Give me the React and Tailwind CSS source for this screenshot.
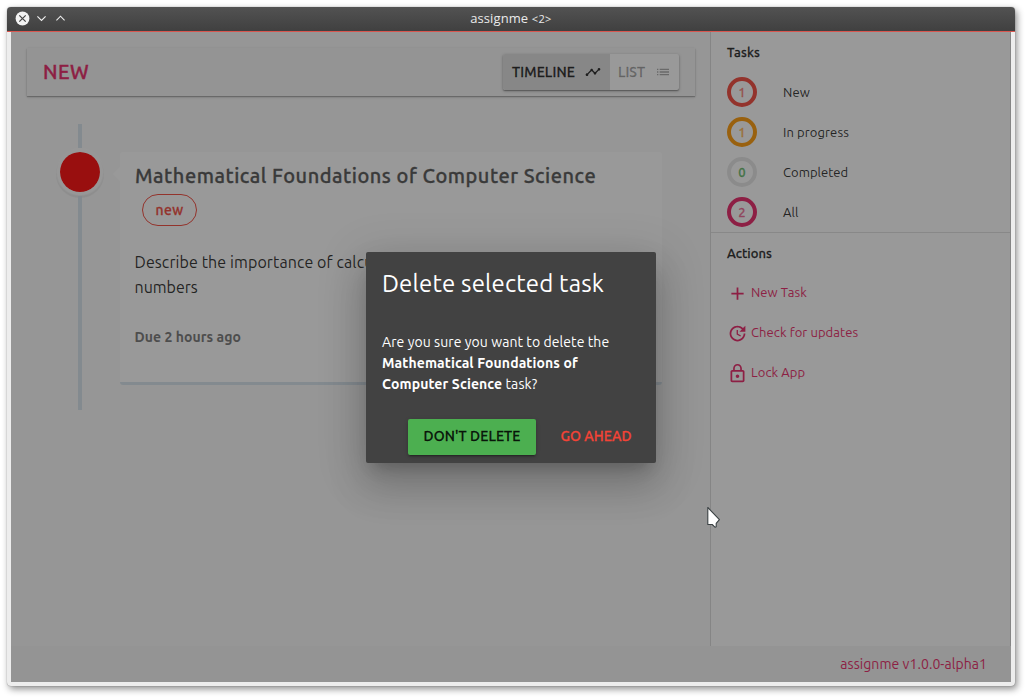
import { MdAdd, MdList, MdLockOutline, MdTimeline, MdUpdate } from 'react-icons/md';

const tasks = [
  { label: 'New', count: 1, ring: 'border-[#f44336]', text: 'text-[#f44336]/65', track: 'tracking-[0.15px]' },
  { label: 'In progress', count: 1, ring: 'border-[#ff9800]', text: 'text-[#ff9800]/65', track: 'tracking-[0.11px]' },
  { label: 'Completed', count: 0, ring: 'border-black/10', text: 'text-[#4caf50]/85', track: 'tracking-[0.04px]' },
  { label: 'All', count: 2, ring: 'border-[#e91e63]', text: 'text-[#e91e63]/65', track: 'tracking-[0.1px]' },
];

const actions = [
  { label: 'New Task', Icon: MdAdd },
  { label: 'Check for updates', Icon: MdUpdate },
  { label: 'Lock App', Icon: MdLockOutline },
];

function TitleBar() {
  return (
    <header className="grid h-[25px] shrink-0 grid-cols-[1fr_auto_1fr] items-center rounded-t-[4px] border-b border-[#d8564f] bg-linear-to-b from-[#525252] to-[#404040] pb-[2px]">
      <div className="flex items-center pl-[8px]">
        <svg width="15" height="15" viewBox="0 0 15 15" fill="none">
          <circle cx="7.5" cy="7.5" r="6.9" fill="#f2f2f2" />
          <path d="M4.3 4.3l6.4 6.4M10.7 4.3l-6.4 6.4" stroke="#444" strokeWidth="1.2" />
        </svg>
        <svg className="ml-[7px]" width="9" height="7" viewBox="0 0 9 7" fill="none">
          <path d="M.4 1.4L4.5 5.5 8.6 1.4" stroke="#efefef" strokeWidth="1.15" />
        </svg>
        <svg className="ml-[10px]" width="9" height="7" viewBox="0 0 9 7" fill="none">
          <path d="M.4 5.3L4.5 1.2 8.6 5.3" stroke="#efefef" strokeWidth="1.15" />
        </svg>
      </div>
      <div className="whitespace-nowrap font-['Open_Sans','Noto_Sans',sans-serif] text-[13px] leading-[20px] tracking-[0.1px] text-[#eaeaea]">
        assignme <span className="text-[11px] tracking-[0.4px]">&lt;2&gt;</span>
      </div>
      <div />
    </header>
  );
}

function Toolbar() {
  return (
    <div className="flex h-[48px] items-center justify-between bg-[#f5f5f5] px-4 shadow-[0_1px_3px_rgba(0,0,0,0.2),0_1px_1px_rgba(0,0,0,0.24)]">
      <h1 className="text-[20px] font-medium tracking-[0.5px] text-[#e91e63] [-webkit-text-stroke:0.35px]">NEW</h1>
      <div className="flex h-[36px] overflow-hidden rounded-[2px] bg-white text-[14px] font-medium shadow-[0_1px_3px_rgba(0,0,0,0.35),0_1px_1px_rgba(0,0,0,0.25)]">
        <button className="flex w-[107px] items-center justify-between bg-[#dedede] pr-[9px] pl-[9px] tracking-[0.15px] text-black/87">
          <span className="[-webkit-text-stroke:0.28px]">TIMELINE</span> <MdTimeline size={16} />
        </button>
        <button className="flex w-[69px] items-center justify-between pr-[8px] pl-[8px] tracking-[0.05px] text-black/35">
          <span className="[-webkit-text-stroke:0.28px]">LIST</span> <MdList size={16} />
        </button>
      </div>
    </div>
  );
}

function Timeline() {
  return (
    <section className="mt-[28px] flex h-[286px] pl-[29px]">
      <div className="flex w-[48px] flex-col items-center">
        <div className="h-[24px] w-[4px] bg-[#d7e4ed]" />
        <div className="size-[48px] rounded-full border-4 border-white/45 bg-[#ff0000] bg-clip-padding shadow-[0_2px_1px_rgba(0,0,0,0.07)]" />
        <div className="w-[4px] flex-1 bg-[#d7e4ed]" />
      </div>
      <div className="mt-[43px] h-0 w-[16px] pl-[9px]">
        <div className="border-y-[7px] border-r-[7px] border-y-transparent border-r-white" />
      </div>
      <article className="mt-[28px] h-[233px] w-[542px] rounded-[3px] border-b-[3px] border-[#d7e4ed] bg-white px-[15px] pt-[11px]">
        <h2 className="text-[20px] leading-[26px] font-medium tracking-[0.51px] whitespace-nowrap text-[#505050] [-webkit-text-stroke:0.3px]">
          Mathematical Foundations of Computer Science
        </h2>
        <div className="mt-[5px] ml-[7px] flex h-[32px] w-[55px] items-center justify-center rounded-full border border-[#f44336] text-[14px] font-medium tracking-[0.45px] text-[#f44336] [-webkit-text-stroke:0.28px]">
          new
        </div>
        <p className="mt-[24px] ml-[-0.5px] w-[490px] text-[16px] leading-[25px] tracking-[0.1px] text-black/87">
          Describe the importance of calculus and real
          <br />
          <span className="tracking-[0]">numbers</span>
        </p>
        <p className="mt-[27px] ml-[-0.5px] text-[14px] leading-[20px] font-bold tracking-[0.05px] text-[#747474]">Due 2 hours ago</p>
      </article>
    </section>
  );
}

function Sidebar() {
  return (
    <aside className="flex w-[301px] flex-col border-x border-black/14 bg-white text-[13px] text-black/87">
      <section className="border-b border-black/12 pl-[16px]">
        <h3 className="flex h-[40px] items-center pt-[2px] font-medium tracking-[0.15px] [-webkit-text-stroke:0.28px]">Tasks</h3>
        <ul>
          {tasks.map((t) => (
            <li key={t.label} className="flex h-[40px] items-center">
              <div className={`flex size-[30px] items-center justify-center rounded-full border-4 ${t.ring} ${t.text}`}>
                <span className="pt-px font-medium [-webkit-text-stroke:0.28px]">{t.count}</span>
              </div>
              <span className={`ml-[26px] pt-[2px] ${t.track}`}>{t.label}</span>
            </li>
          ))}
        </ul>
      </section>
      <section className="pl-[16px]">
        <h3 className="flex h-[40px] items-center pt-[2px] font-medium tracking-[0.05px] [-webkit-text-stroke:0.28px]">Actions</h3>
        <ul>
          {actions.map(({ label, Icon }) => (
            <li key={label} className="flex h-[40px] items-center tracking-[0.08px] text-[#e91e63]">
              <Icon size={21} />
              <span className="ml-[3px]">{label}</span>
            </li>
          ))}
        </ul>
      </section>
    </aside>
  );
}

function Dialog() {
  return (
    <div className="h-[211px] w-[290px] rounded-[2px] bg-[#424242] px-4 text-white shadow-[0_11px_15px_-7px_rgba(0,0,0,0.2),0_24px_38px_3px_rgba(0,0,0,0.14),0_9px_46px_8px_rgba(0,0,0,0.12)]">
      <h2 className="pt-[16px] text-[24px] leading-[32px] tracking-[0.17px]">Delete selected task</h2>
      <p className="mt-[32px] text-[14px] leading-[21px] tracking-[0.08px] whitespace-nowrap">
        Are you sure you want to delete the
        <br />
        <b className="tracking-[0.11px]">
          Mathematical Foundations of
          <br />
          Computer Science
        </b>{' '}
        task?
      </p>
      <div className="mt-[24px] flex h-[36px] justify-end gap-[8px] text-[14px] font-medium [-webkit-text-stroke:0.28px]">
        <button className="w-[128px] rounded-[2px] bg-[#4caf50] tracking-[0.12px] text-black/87 shadow-[0_3px_1px_-2px_rgba(0,0,0,0.2),0_2px_2px_rgba(0,0,0,0.14),0_1px_5px_rgba(0,0,0,0.12)]">
          DON'T DELETE
        </button>
        <button className="mr-[-8px] w-[104px] tracking-[0.04px] text-[#f44336]">GO AHEAD</button>
      </div>
    </div>
  );
}

export default function App() {
  return (
    <div className="h-[699px] w-[1028px] overflow-hidden bg-white pt-[7px] pl-[7px] font-['Ubuntu','Noto_Sans',sans-serif]">
      <div className="relative flex h-[679px] w-[1008px] flex-col rounded-[4px] bg-[#ededed] shadow-[0_0_1px_rgba(0,0,0,0.5),2px_3px_7px_rgba(0,0,0,0.45)]">
        <TitleBar />
        <div className="relative mr-[4px] mb-[4px] ml-[4px] flex min-h-0 flex-1 flex-col">
          <div className="flex min-h-0 flex-1">
            <main className="flex-1 bg-[#fafafa] px-4 pt-4 pr-[15px]">
              <Toolbar />
              <Timeline />
            </main>
            <Sidebar />
          </div>
          <footer className="flex h-[36px] items-center justify-end bg-[#f5f5f5] pr-[24px] text-[14px] tracking-[0.06px] text-[#e91e63]">
            assignme v1.0.0-alpha1
          </footer>
          <div className="absolute inset-0 flex items-center justify-center bg-[#212121]/46">
            <Dialog />
          </div>
        </div>
        <svg className="absolute top-[499px] left-[699px]" width="15" height="24" viewBox="0 0 15 24">
          <path d="M1.8 1.5v17h4.4l3 2.8 1-.6v-3.4l3.2-3.6z" fill="#fff" stroke="#3b4244" strokeWidth="1.1" strokeLinejoin="round" />
        </svg>
      </div>
    </div>
  );
}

Problem | Repeat only the lines between the start of the data and the line with "MdLockOutline, MdTimeline, MdUpdate", including those two lines, and skip the pictures.

Solution to this problem |
Give me the React and Tailwind CSS source for this screenshot.
import { MdAdd, MdList, MdLockOutline, MdTimeline, MdUpdate } from 'react-icons/md';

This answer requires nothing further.